Para fins comparativos, a renda média do brasileiro em 2023 foi de R$ 2.979 mensais, o que é equivalente a cerca de 6 mil euros anuais. Valor significativamente menor que a renda dos europeus. Veja-se, a título de exemplo, a renda média anual em países como a Bélgica: 35.604 euros; Islândia: 53.885 euros; Reino Unido (2019): 35.783 euros; Suécia: 33.926 euros; Espanha 23.568 euros; Alemanha: 38.086 euros; Itália: 24.207 euros; França: 31.481 euros.
Além disso, o Brasil tem boa parcela do Produto Interno Bruto (PIB) diretamente dependente de commodities, o que não ocorre com os países mencionados acima. Assim sendo, reduzir a carga horária semanal do brasileiro com base em exemplos tão distantes não é adequado, especialmente considerando que o Brasil tem um dos piores índices de produtividade do mundo, baixa escolaridade e elevadíssima tributação, seja sobre as empresas, seja sobre os rendimentos do próprio trabalhador.
Estudo realizado pelo Instituto Brasileiro de Planejamento e Tributação (IBPT) concluiu que a carga tributária média compromete mais de 40% do rendimento do trabalhador. Isso significa que o brasileiro precisa trabalhar 149 dias por ano apenas para pagar seus tributos.

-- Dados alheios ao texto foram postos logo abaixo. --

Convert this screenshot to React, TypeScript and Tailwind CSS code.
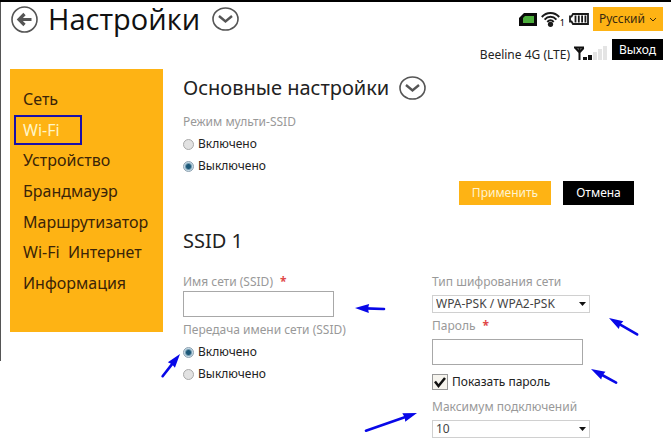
import React from 'react';

const menu = ['Сеть', 'Wi-Fi', 'Устройство', 'Брандмауэр', 'Маршрутизатор', 'Wi-Fi  Интернет', 'Информация'];

function ChevronCircle() {
  return (
    <svg viewBox="0 0 27 24" className="h-6 w-[27px] shrink-0" fill="none" stroke="#555">
      <ellipse cx="13.5" cy="12" rx="12.5" ry="11" strokeWidth="1.6" />
      <path d="M7 9l6.5 5.5L20 9" strokeWidth="2.4" />
    </svg>
  );
}

function BackIcon() {
  return (
    <svg viewBox="0 0 27 27" className="size-[27px]" fill="none" stroke="#555">
      <circle cx="13.5" cy="13.5" r="12.5" strokeWidth="1.6" />
      <path d="M20.5 13.5H8M13.5 8l-5.5 5.5 5.5 5.5" strokeWidth="3.2" />
    </svg>
  );
}

function SimIcon() {
  return (
    <svg viewBox="0 0 18 13" className="h-[13px] w-[18px]">
      <path d="M5 0h13v13H0V5z" fill="#0a0a0a" />
      <path d="M6 3h9v7H4V5z" fill="#4cae3c" />
    </svg>
  );
}

function WifiIcon() {
  return (
    <svg viewBox="0 0 19 15" className="h-[15px] w-[19px]" fill="none" stroke="#1a1a1a" strokeWidth="2">
      <path d="M.8 5C5.5-.2 13.5-.2 18.2 5" />
      <path d="M3.6 7.6C7 3.9 12 3.9 15.4 7.6" />
      <path d="M6.3 10C8.3 7.8 10.700 7.8 12.7 10" />
      <circle cx="9.5" cy="12.3" r="2.6" fill="#1a1a1a" stroke="none" />
    </svg>
  );
}

function BatteryIcon() {
  return (
    <svg viewBox="0 0 20 12" className="h-3 w-5" fill="none" stroke="#1a1a1a">
      <path d="M4 1h15v10H4L2.5 8.5H1v-5h1.5z" strokeWidth="1.8" />
      <path d="M6.5 2.5v7M9.8 2.5v7M13.1 2.5v7M16.4 2.5v7" strokeWidth="1.8" />
    </svg>
  );
}

function SignalIcon() {
  return (
    <svg viewBox="0 0 34 15" className="h-[15px] w-[34px]">
      <path d="M0 1.5h10M1.5 2l4 4.5 4-4.5M5.5 1v13" fill="none" stroke="#111" strokeWidth="2" />
      <path d="M9 11h4v3H9zM14 9h4v5h-4z" fill="#111" />
      <path d="M19 6h4v8h-4zM24 3h4v11h-4zM29 0h4v14h-4z" fill="#e4e4e4" />
    </svg>
  );
}

function Header() {
  return (
    <header className="flex justify-between pl-[11px] pr-2">
      <div className="flex h-[34px] items-center font-['Open_Sans',sans-serif]">
        <button type="button" aria-label="Назад">
          <BackIcon />
        </button>
        <h1 className="ml-[10px] mr-3 text-[29px] leading-8 text-[#111]">Настройки</h1>
        <button type="button" aria-label="Развернуть настройки">
          <ChevronCircle />
        </button>
      </div>
      <div className="flex flex-col items-end gap-2 pt-[5px]">
        <div className="flex items-center">
          <SimIcon />
          <div className="ml-1 flex items-end">
            <WifiIcon />
            <span className="text-[9px] leading-2">1</span>
          </div>
          <div className="ml-1">
            <BatteryIcon />
          </div>
          <button type="button" className="ml-1 flex h-6 w-[70px] items-center justify-center gap-1 bg-[#feb314] text-[12px] text-[#3a2a10]">
            Русский
            <svg viewBox="0 0 8 5" className="h-[5px] w-2" fill="none" stroke="currentColor">
              <path d="M1 1l3 3 3-3" />
            </svg>
          </button>
        </div>
        <div className="flex items-start">
          <span className="mr-1 mt-2 text-[12px] leading-4 text-[#222]">Beeline 4G (LTE)</span>
          <div className="mt-[7px]">
            <SignalIcon />
          </div>
          <button type="button" className="ml-1 h-[21px] w-[51px] bg-black text-[12px] text-white">
            Выход
          </button>
        </div>
      </div>
    </header>
  );
}

function Sidebar() {
  return (
    <nav className="w-[153px] shrink-0 self-start bg-[#feb314] pb-[34px] pt-[15px]">
      <ul className="grid h-[214px] grid-rows-7 text-[16px] text-[#3a2408]">
        {menu.map((item) => (
          <li key={item} className="relative flex items-center pl-[13px]">
            <a href="#" className={item === 'Wi-Fi' ? 'text-[#fff6c8]' : 'whitespace-pre'}>
              {item}
            </a>
            {item === 'Wi-Fi' && <span className="absolute inset-y-0 left-1 w-[68px] border-2 border-[#1a0fa8]" />}
          </li>
        ))}
      </ul>
    </nav>
  );
}

function Radio({ name, label, checked }: { name: string; label: string; checked?: boolean }) {
  return (
    <label className="flex h-[22px] items-center gap-1 text-[12px] text-[#222]">
      <input
        type="radio"
        name={name}
        defaultChecked={checked}
        className="size-[11px] appearance-none rounded-full border border-[#aaa] bg-[#e2e2e2] checked:border-[#8fa3b2] checked:bg-[radial-gradient(circle,#1c5878_0_2px,#c5dae6_4px)]"
      />
      {label}
    </label>
  );
}

function Select({ id, value }: { id: string; value: string }) {
  return (
    <div className="relative w-[158px]">
      <select id={id} className="block h-[18px] w-full appearance-none border border-[#d0d0d0] bg-white pl-[3px] text-[12px] leading-4 text-[#444]">
        <option>{value}</option>
      </select>
      <svg viewBox="0 0 7 4" className="pointer-events-none absolute right-1 top-[7px] h-1 w-[7px]">
        <path d="M0 0h7L3.5 4z" fill="#111" />
      </svg>
    </div>
  );
}

function Star() {
  return <span className="ml-1 font-bold text-[#e04848]">*</span>;
}

// pointers drawn over the form
function Arrows() {
  const arrows = [
    [385, 309, 355, 308],
    [162, 377, 180, 354],
    [638, 335, 609, 318],
    [617, 383, 591, 369],
    [365, 431, 417, 413],
  ];
  return (
    <svg width="671" height="447" className="pointer-events-none absolute left-0 top-0" aria-hidden="true">
      {arrows.map(([x1, y1, x2, y2]) => {
        const length = Math.hypot(x2 - x1, y2 - y1);
        const angle = (Math.atan2(y2 - y1, x2 - x1) * 180) / Math.PI;
        return (
          <g key={x1} transform={`translate(${x2} ${y2 - 2}) rotate(${angle})`}>
            <path d={`M${-length + 1} 0H-10`} stroke="#0808e8" strokeWidth="2.6" strokeLinecap="round" />
            <path d="M0 0l-14-4.5 1 4.5-1 4.5z" fill="#0808e8" />
          </g>
        );
      })}
    </svg>
  );
}

export default function App() {
  const label = 'block text-[12px] leading-4 text-[#999]';
  const field = 'block h-[26px] w-[151px] border border-[#a8a8a8] px-1 text-[12px]';
  return (
    <div className="relative min-h-screen border-t-2 border-black bg-white font-['Noto_Sans',sans-serif]">
      <span className="absolute left-0 top-0 h-[359px] w-px bg-[#555]" />
      <Header />
      <div className="flex gap-5 pl-[10px] pr-[37px] pt-[6px]">
        <Sidebar />
        <main className="min-w-0 flex-1 pt-[3px]">
          <div className="flex h-8 items-center gap-[10px]">
            <h2 className="text-[20px] leading-8 text-[#222]">Основные настройки</h2>
            <button type="button" aria-label="Развернуть основные настройки">
              <ChevronCircle />
            </button>
          </div>
          <fieldset className="mt-[10px]">
            <legend className={label}>Режим мульти-SSID</legend>
            <div className="pt-[3px]">
              <Radio name="multi" label="Включено" />
              <Radio name="multi" label="Выключено" checked />
            </div>
          </fieldset>
          <div className="mt-1 flex justify-end gap-3 text-[12px]">
            <button type="button" className="h-6 w-[92px] bg-[#feb314] text-[#fff3d0]">
              Применить
            </button>
            <button type="button" className="h-6 w-[71px] bg-black text-white">
              Отмена
            </button>
          </div>
          <h2 className="mt-5 text-[20px] leading-8 text-[#222]">SSID 1</h2>
          <div className="mt-[17px] grid grid-cols-[249px_1fr]">
            <div>
              <label htmlFor="ssid" className={label}>
                Имя сети (SSID) <Star />
              </label>
              <input id="ssid" type="text" className={`${field} mt-px`} />
              <fieldset className="mt-[5px]">
                <legend className={label}>Передача имени сети (SSID)</legend>
                <div className="pt-[3px]">
                  <Radio name="broadcast" label="Включено" checked />
                  <Radio name="broadcast" label="Выключено" />
                </div>
              </fieldset>
            </div>
            <div>
              <label htmlFor="cipher" className={label}>
                Тип шифрования сети
              </label>
              <div className="mt-[5px]">
                <Select id="cipher" value="WPA-PSK / WPA2-PSK" />
              </div>
              <label htmlFor="password" className={`${label} mt-[5px]`}>
                Пароль <Star />
              </label>
              <input id="password" type="text" className={`${field} mt-[5px]`} />
              <label className="mt-[9px] flex h-4 items-center gap-1 text-[12px] text-[#222]">
                <span className="relative size-4">
                  <input type="checkbox" defaultChecked className="peer block size-4 appearance-none border border-[#999] bg-[#f6f4ee]" />
                  <svg viewBox="0 0 16 16" className="pointer-events-none absolute inset-0 hidden peer-checked:block">
                    <path d="M3 7.5l3.5 4.5 6.5-8" fill="none" stroke="#111" strokeWidth="2.5" />
                  </svg>
                </span>
                Показать пароль
              </label>
              <label htmlFor="limit" className={`${label} mt-[9px]`}>
                Максимум подключений
              </label>
              <div className="mt-[5px]">
                <Select id="limit" value="10" />
              </div>
            </div>
          </div>
        </main>
      </div>
      <Arrows />
    </div>
  );
}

De todo modo, a Constituição privilegiou a negociação coletiva. A legislação brasileira traz o limitador máximo de tempo de trabalho diário e semanal, mas também possibilita inúmeras formas de implantar diferentes escalas de trabalho, de acordo com a possiblidade e necessidade de cada categoria, empresa ou setor, seja via negociação sindical, seja por meio de acordos individuais realizados diretamente com o trabalhador.
Tanto que, atualmente, a escala 5×2, com 40 horas de trabalho semanal, é bastante usual em inúmeros setores da economia, sem mencionar a escala 12×36, muito difundida no setor da saúde e segurança privada. Além disso, muitas categorias já têm previsão legal de jornadas reduzidas em razão de suas especificidades, tais como bancários (artigo 224 da Consolidação das Leis do Trabalho (CLT)) e jornalistas (artigo 303 da CLT), dentre outros.
A flexibilidade permitida pela legislação atual pode abrir espaço para a adoção gradual de modelos de trabalho reduzido, permitindo que empresas e trabalhadores experimentem essa nova dinâmica de forma mais ajustada à realidade brasileira e a cada categoria. Um diálogo entre empresas, trabalhadores e sindicatos, que devem integrar ativamente essa discussão, é uma opção mais coerente para se chegar a acordos que respeitem as diferenças regionais e as necessidades dos mais diversos setores da economia.
Nesse cenário, o fim da escala 6×1 de trabalho, por meio de PEC, não parece ser algo urgente ou mesmo adequado, neste momento, sendo importante avaliar profundamente os reflexos da adoção desses parâmetros nas empresas nacionais e como o trabalhador brasileiro absorverá esse movimento, até mesmo para se evitar aumentar, ainda mais, as desigualdades sociais.
Diante da inegável crise de mão de obra vivenciada no País, por inúmeros fatores, é preciso avaliar se a drástica redução da carga horária não caminhará para a realidade já vivenciada por muitos brasileiros: a busca por mais de um trabalho, ainda que informal, para o sustento familiar. Tal prática é muito comum entre os trabalhadores que utilizam escala 12×36.
Estamos no início de uma saudável discussão acerca do tema, que reflete um movimento global em direção a uma forma de trabalho mais equilibrada e uma jornada de trabalho mais flexível. O desafio a seguir será encontrar um meio-termo que combine as necessidades do mercado com as expectativas dos trabalhadores, com o intuito de criar um ambiente de trabalho mais saudável e produtivo no Brasil.